Opec’s expectations that demand will continue to rise thereby over time help remove the supply glut and trigger higher prices has driven the regions belief that a bounce back is coming, according to Ole Hansen.
”Such a bounce however is according to our expectations not going to be seen before well into 2016 as the potential for rising supplies from Iran and Libya will prolong the time it will take before the market balances itself.
Ole Hansen forecasts a return to $100+ is not expected for the foreseeable future and this should help the region to focus on attracting and building other sources of revenue.
”Large scale infrastructure spending across the region not least in Saudi Arabia is required to transform these countries into a connected and modern economy. The Middle East’s ideal location as a hub for trading between Asia, Africa and Europe needs also to be exploited to the fullest extent while Dubai’s ability to attract financial institutions from around the world not least from emerging economies such as India and China could further increase the region’s importance as a centre for trade finance.
Against this backdrop, Saxo Bank key trading ideas for the next quarter are:
Oil prices and gold have settled into a range of late. But oil bears are hoping that rising Opec output and rising US inventories after the peak demand season will allow prices to move lower, while a rate hike in the US could be a buying opportunity for gold says Ole Hansen, Saxo’s Head of Commodity Strategy.
Hansen expects the third quarter will be when the Fed’s chair Janet Yellen begins to turn off the liquidity tap and maintains his call for gold to finish the year at $1,275/oz., somewhat above the current consensus.
The US economy is slowly but steadily getting back on track after the Q1 doldrums and the question is no longer if the Fed will hike rates, but when. The answer to that question depends on who you ask. The market seems to stand on two legs, more or less split between September and December says Mads Koefoed, Saxo Bank’s Head of Macro Strategy.
Koefoed also considers Europe saying the European Central Bank president Mario Draghi also has a handful on his plate in Q3, but it is of a different nature as a Greek euro exit looms large while sovereign bond yields have surged with the German 10-year rising to more than 0.8% from less than
0.2% in Q2. He sees growth in the region staying robust in the second half of 2015 albeit without much pickup.
Head of Saxo Bank’s FX Strategy John Hardy says with the Eurozone still embroiled in difficulty, the USD may resume its upwards track – but this hinges on the numbers and whether the US recovery really is here to stay. After a quarter mostly spent consolidating previous heady gains, the US dollar will demand the market’s full attention in the third quarter of this year. It may rally afresh, provided US economic data and Federal Reserve rhetoric point towards a September rate move – in what would be the first rate hike in more than nine years.
• Fixed Income
Saxo Bank’s Head of Fixed Income Trading Simon Fasdal says the recent rise in global bond yields has already established itself as a major theme in financial markets. He also considers what could go wrong this quarter. Besides Greece, there are no real signs of any critical market triggers, and now with the holy trinity for Europe – a lower oil price, a weaker euro and ECB bond-buying – this should boost the economy and send inflation expectations and yields into an upwards spiral in Q3.

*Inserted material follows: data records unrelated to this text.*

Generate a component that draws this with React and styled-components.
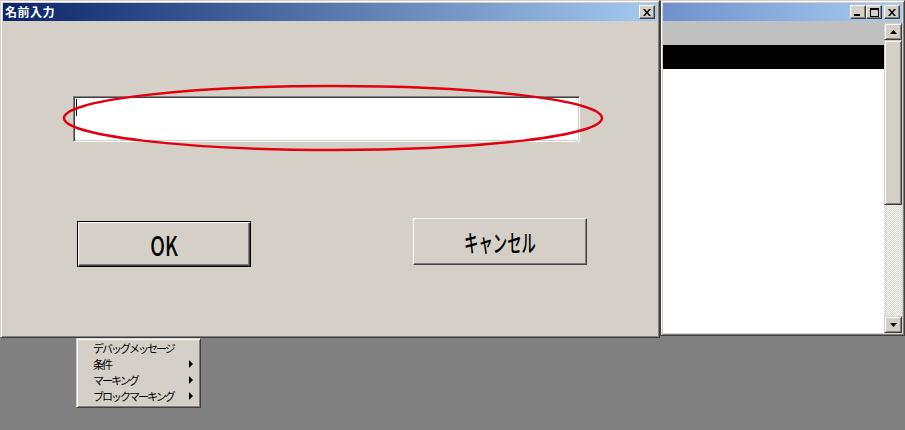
import React from "react";
import styled, { createGlobalStyle } from "styled-components";

const Global = createGlobalStyle`
  html, body { margin: 0; padding: 0; }
  body {
    width: 905px; height: 430px; overflow: hidden;
    background: #808080;
    font-family: "Noto Sans CJK JP", "Noto Sans", sans-serif;
  }
  * { box-sizing: border-box; }
`;

const Desktop = styled.div`
  width: 905px; height: 430px;
  display: flex; flex-direction: column;
  overflow: hidden;
`;

const TopRow = styled.div`
  display: flex; align-items: flex-start;
`;

const Frame = styled.div`
  background: #d4d0c8;
  border: 1px solid;
  border-color: #d4d0c8 #404040 #404040 #d4d0c8;
  box-shadow: inset 1px 1px #fff, inset -1px -1px #808080;
  padding: 2px;
  display: flex; flex-direction: column;
`;

const Dialog = styled(Frame)`
  width: 660px; height: 338px; flex: none;
`;

const BgWindow = styled(Frame)`
  flex: 1; height: 336px; border-left-color: #404040;
`;

const TitleBar = styled.div`
  height: 18px; flex: none;
  display: flex; align-items: center;
  padding: 0 2px 0 2px;
  background: ${p => p.$alt
    ? "linear-gradient(to right, #6f90cc, #a9ccf2)"
    : "linear-gradient(to right, #0a246a, #a6caf0)"};
`;

const Title = styled.span`
  flex: 1;
  color: #fff; font-weight: bold; font-size: 12px; letter-spacing: 0.5px;
  line-height: 18px;
`;

const CapBtn = styled.div`
  width: 16px; height: 14px; flex: none;
  margin-left: ${p => p.$gap || 0}px;
  background: #d4d0c8;
  border: 1px solid; border-color: #fff #404040 #404040 #fff;
  box-shadow: inset -1px -1px #808080;
  display: flex; align-items: center; justify-content: center;
`;

const DialogBody = styled.div`
  flex: 1; display: flex; flex-direction: column;
  padding: 75px 0 0 70px;
`;

const FieldWrap = styled.div`
  position: relative; width: 507px; height: 46px;
`;

const Field = styled.div`
  width: 100%; height: 100%;
  background: #fff;
  border: 1px solid; border-color: #808080 #fff #fff #808080;
  box-shadow: inset 1px 1px #404040, inset -1px -1px #d4d0c8;
  padding: 2px 0 0 2px;
`;

const Caret = styled.div`
  width: 1px; height: 17px; background: #000;
`;

const Ellipse = styled.svg`
  position: absolute; left: -10px; top: -12px; overflow: visible;
`;

const ButtonRow = styled.div`
  display: flex; align-items: flex-start;
  margin-top: 79px; padding-left: 4px;
`;

const PushButton = styled.div`
  width: 174px; height: ${p => p.$h || 46}px;
  margin-left: ${p => p.$ml || 0}px;
  margin-top: ${p => p.$mt || 0}px;
  background: #d4d0c8;
  border: 1px solid;
  border-color: ${p => p.$default ? "#000" : "#fff #404040 #404040 #fff"};
  box-shadow: ${p => p.$default
    ? "inset 1px 1px #fff, inset -1px -1px #404040, inset -2px -2px #808080"
    : "inset -1px -1px #808080"};
  display: flex; align-items: center; justify-content: center;
`;

const BtnLabel = styled.span`
  display: inline-block;
  font-family: "Noto Sans CJK JP", "Noto Sans", sans-serif;
  font-size: ${p => p.$size || 26}px;
  font-weight: 500;
  color: #000;
  transform: scaleX(${p => p.$sx || 0.7});
  line-height: 1;
`;

const Client = styled.div`
  flex: 1; display: flex; background: #c0c0c0;
`;

const ListArea = styled.div`
  flex: 1; display: flex; flex-direction: column;
`;

const Band = styled.div`
  height: 24px; flex: none; background: ${p => p.$c};
`;

const White = styled.div`
  flex: 1; background: #fff;
`;

const ScrollBar = styled.div`
  width: 18px; flex: none; margin-top: 2px; margin-right: 0;
  display: flex; flex-direction: column;
  background: repeating-conic-gradient(#fff 0 25%, #d4d0c8 0 50%) 0 0 / 2px 2px;
`;

const ScrollBtn = styled.div`
  height: ${p => p.$h || 17}px; flex: none;
  background: #d4d0c8;
  border: 1px solid; border-color: #d4d0c8 #404040 #404040 #d4d0c8;
  box-shadow: inset 1px 1px #fff, inset -1px -1px #808080;
  display: flex; align-items: center; justify-content: center;
`;

const Track = styled.div`
  flex: 1;
`;

const Menu = styled.div`
  margin-left: 76px; width: 125px; height: 70px;
  background: #d4d0c8;
  border: 1px solid; border-color: #d4d0c8 #404040 #404040 #d4d0c8;
  box-shadow: inset 1px 1px #fff, inset -1px -1px #808080;
  padding: 1px 3px 0 3px;
  display: flex; flex-direction: column;
`;

const MenuItem = styled.div`
  height: 16px; display: flex; align-items: center;
  padding-left: 13px; padding-right: 4px;
  font-size: 11px; color: #000; letter-spacing: -2px;
  white-space: nowrap;
`;

const MenuText = styled.span`
  flex: 1;
`;

const Arrow = styled.span`
  width: 0; height: 0;
  border-top: 4px solid transparent; border-bottom: 4px solid transparent;
  border-left: 4px solid #000;
`;

const CloseGlyph = () => (
  <svg width="8" height="7" viewBox="0 0 8 7">
    <path d="M0 0h2l2 2.5 2-2.5h2l-3 3.5 3 3.5h-2l-2-2.5-2 2.5h-2l3-3.5z" fill="#000" />
  </svg>
);

const MinGlyph = () => (
  <svg width="8" height="7" viewBox="0 0 8 7"><rect x="0" y="5" width="6" height="2" fill="#000" /></svg>
);

const MaxGlyph = () => (
  <svg width="9" height="9" viewBox="0 0 9 9">
    <rect x="0.5" y="0.5" width="8" height="8" fill="none" stroke="#000" />
    <rect x="0" y="0" width="9" height="2" fill="#000" />
  </svg>
);

const Tri = ({ down }) => (
  <svg width="7" height="4" viewBox="0 0 7 4">
    <path d={down ? "M0 0h7l-3.5 4z" : "M3.5 0l3.5 4h-7z"} fill="#000" />
  </svg>
);

export default function App() {
  return (
    <>
      <Global />
      <Desktop>
        <TopRow>
          <Dialog>
            <TitleBar>
              <Title>名前入力</Title>
              <CapBtn><CloseGlyph /></CapBtn>
            </TitleBar>
            <DialogBody>
              <FieldWrap>
                <Field><Caret /></Field>
                <Ellipse width="540" height="68">
                  <ellipse cx="270" cy="34" rx="269" ry="32" fill="none" stroke="#e00010" strokeWidth="2.5" />
                </Ellipse>
              </FieldWrap>
              <ButtonRow>
                <PushButton $default>
                  <BtnLabel $size={27} $sx={0.72}>OK</BtnLabel>
                </PushButton>
                <PushButton $ml={162} $mt={-3} $h={47}>
                  <BtnLabel $size={24} $sx={0.6}>キャンセル</BtnLabel>
                </PushButton>
              </ButtonRow>
            </DialogBody>
          </Dialog>
          <BgWindow>
            <TitleBar $alt>
              <Title />
              <CapBtn><MinGlyph /></CapBtn>
              <CapBtn><MaxGlyph /></CapBtn>
              <CapBtn $gap={2}><CloseGlyph /></CapBtn>
            </TitleBar>
            <Client>
              <ListArea>
                <Band $c="#c0c0c0" />
                <Band $c="#000" />
                <White />
              </ListArea>
              <ScrollBar>
                <ScrollBtn><Tri /></ScrollBtn>
                <ScrollBtn $h={165} />
                <Track />
                <ScrollBtn><Tri down /></ScrollBtn>
              </ScrollBar>
            </Client>
          </BgWindow>
        </TopRow>
        <Menu>
          <MenuItem><MenuText>デバッグメッセージ</MenuText></MenuItem>
          <MenuItem><MenuText>条件</MenuText><Arrow /></MenuItem>
          <MenuItem><MenuText>マーキング</MenuText><Arrow /></MenuItem>
          <MenuItem><MenuText>ブロックマーキング</MenuText><Arrow /></MenuItem>
        </Menu>
      </Desktop>
    </>
  );
}
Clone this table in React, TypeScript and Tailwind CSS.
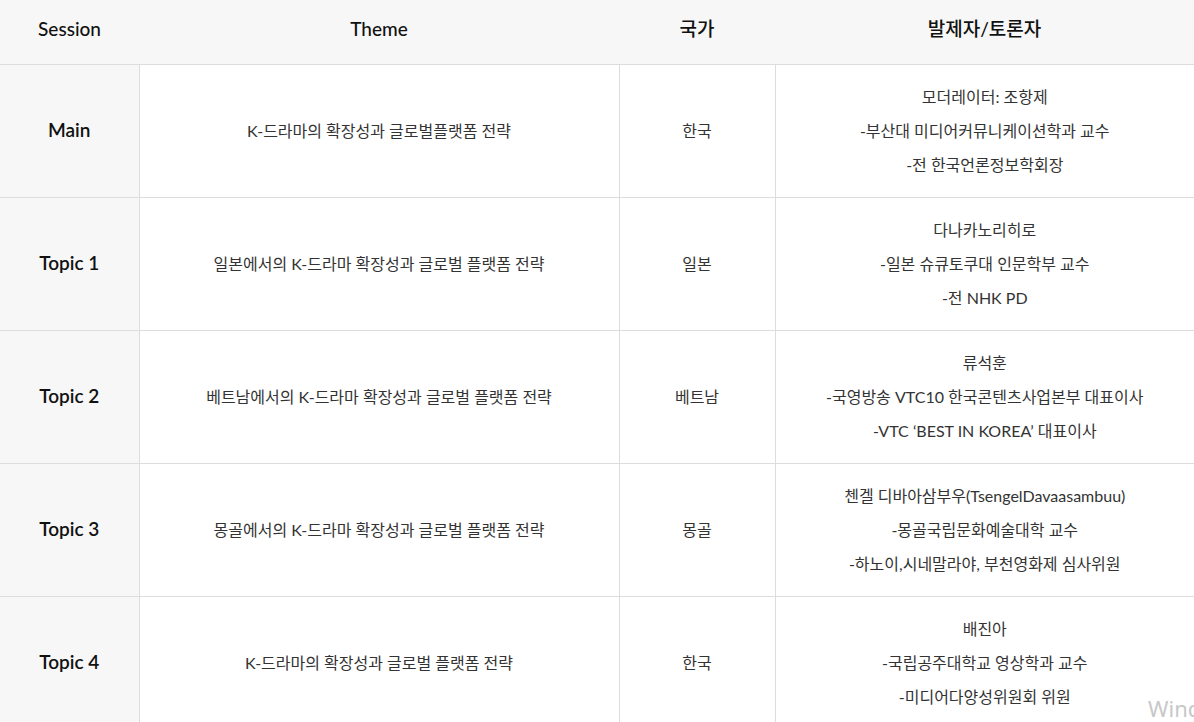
import React from "react";

interface Row {
  session: string;
  theme: string;
  country: string;
  speakers: string[];
}

const rows: Row[] = [
  {
    session: "Main",
    theme: "K-드라마의 확장성과 글로벌플랫폼 전략",
    country: "한국",
    speakers: ["모더레이터: 조항제", "-부산대 미디어커뮤니케이션학과 교수", "-전 한국언론정보학회장"],
  },
  {
    session: "Topic 1",
    theme: "일본에서의 K-드라마 확장성과 글로벌 플랫폼 전략",
    country: "일본",
    speakers: ["다나카노리히로", "-일본 슈큐토쿠대 인문학부 교수", "-전 NHK PD"],
  },
  {
    session: "Topic 2",
    theme: "베트남에서의 K-드라마 확장성과 글로벌 플랫폼 전략",
    country: "베트남",
    speakers: ["류석훈", "-국영방송 VTC10 한국콘텐츠사업본부 대표이사", "-VTC ‘BEST IN KOREA’ 대표이사"],
  },
  {
    session: "Topic 3",
    theme: "몽골에서의 K-드라마 확장성과 글로벌 플랫폼 전략",
    country: "몽골",
    speakers: ["첸겔 디바아삼부우(TsengelDavaasambuu)", "-몽골국립문화예술대학 교수", "-하노이,시네말라야, 부천영화제 심사위원"],
  },
  {
    session: "Topic 4",
    theme: "K-드라마의 확장성과 글로벌 플랫폼 전략",
    country: "한국",
    speakers: ["배진아", "-국립공주대학교 영상학과 교수", "-미디어다양성위원회 위원"],
  },
];

const font = "font-['Lato','Noto_Sans_CJK_KR',sans-serif]";

export default function App() {
  return (
    <div className={`relative w-[1194px] h-[722px] overflow-hidden bg-white ${font}`}>
      <table className="w-[1194px] border-collapse table-fixed">
        <colgroup>
          <col className="w-[139px]" />
          <col className="w-[480px]" />
          <col className="w-[156px]" />
          <col />
        </colgroup>
        <thead>
          <tr className="h-[64px] bg-[#f7f7f7] border-b border-[#dddddd]">
            {["Session", "Theme", "국가", "발제자/토론자"].map((h) => (
              <th key={h} className="text-center text-[19px] font-medium text-[#111] pb-[6px]">
                {h}
              </th>
            ))}
          </tr>
        </thead>
        <tbody>
          {rows.map((r) => (
            <tr key={r.session} className="h-[133px] border-b border-[#dddddd]">
              <td className="bg-[#f7f7f7] border-r border-[#dddddd] text-center text-[19px] font-semibold text-[#111]">
                {r.session}
              </td>
              <td className="border-r border-[#dddddd] text-center text-[16px] text-[#333]">
                {r.theme}
              </td>
              <td className="border-r border-[#dddddd] text-center text-[16px] text-[#333]">
                {r.country}
              </td>
              <td className="text-center text-[16px] text-[#333] leading-[34px]">
                {r.speakers.map((s) => (
                  <div key={s}>{s}</div>
                ))}
              </td>
            </tr>
          ))}
        </tbody>
      </table>
      <div className="absolute left-[1148px] top-[692px] text-[22px] text-[#c8c8c8] font-['Noto_Sans',sans-serif]">
        Windows
      </div>
    </div>
  );
}
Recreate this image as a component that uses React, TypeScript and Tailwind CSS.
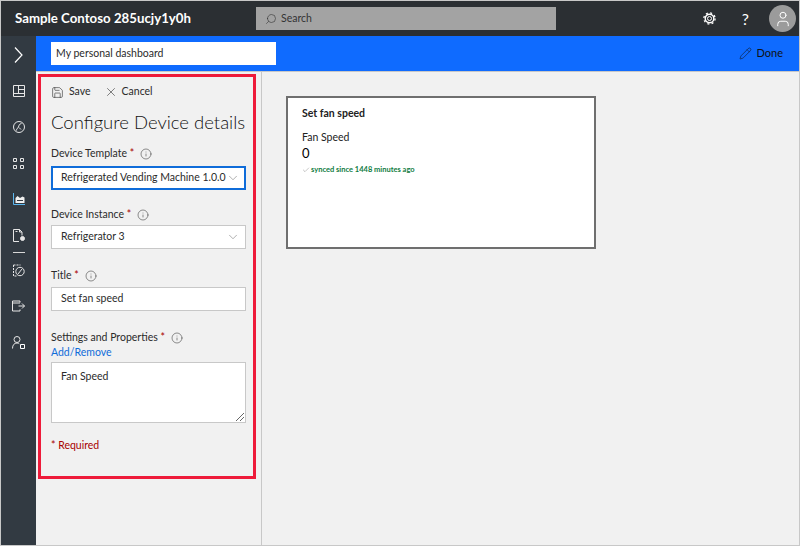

There is a time for going on the attack in markets and there is a time for manning the defences says Kay Van-Petersen, Asia Macro Strategist at Saxo Bank. A likely highly volatile trading environment in Q3 definitely marks this out as a protect-what-you-have three months.
Kay Van-Petersen says the markets are entering a very challenging time with the first rate hike potentially coming through from the US which would be the first hike since 2006. He notes that the global economy is experiencing increased dislocations as the US raises rates while most of the rest of the world has an easing bias.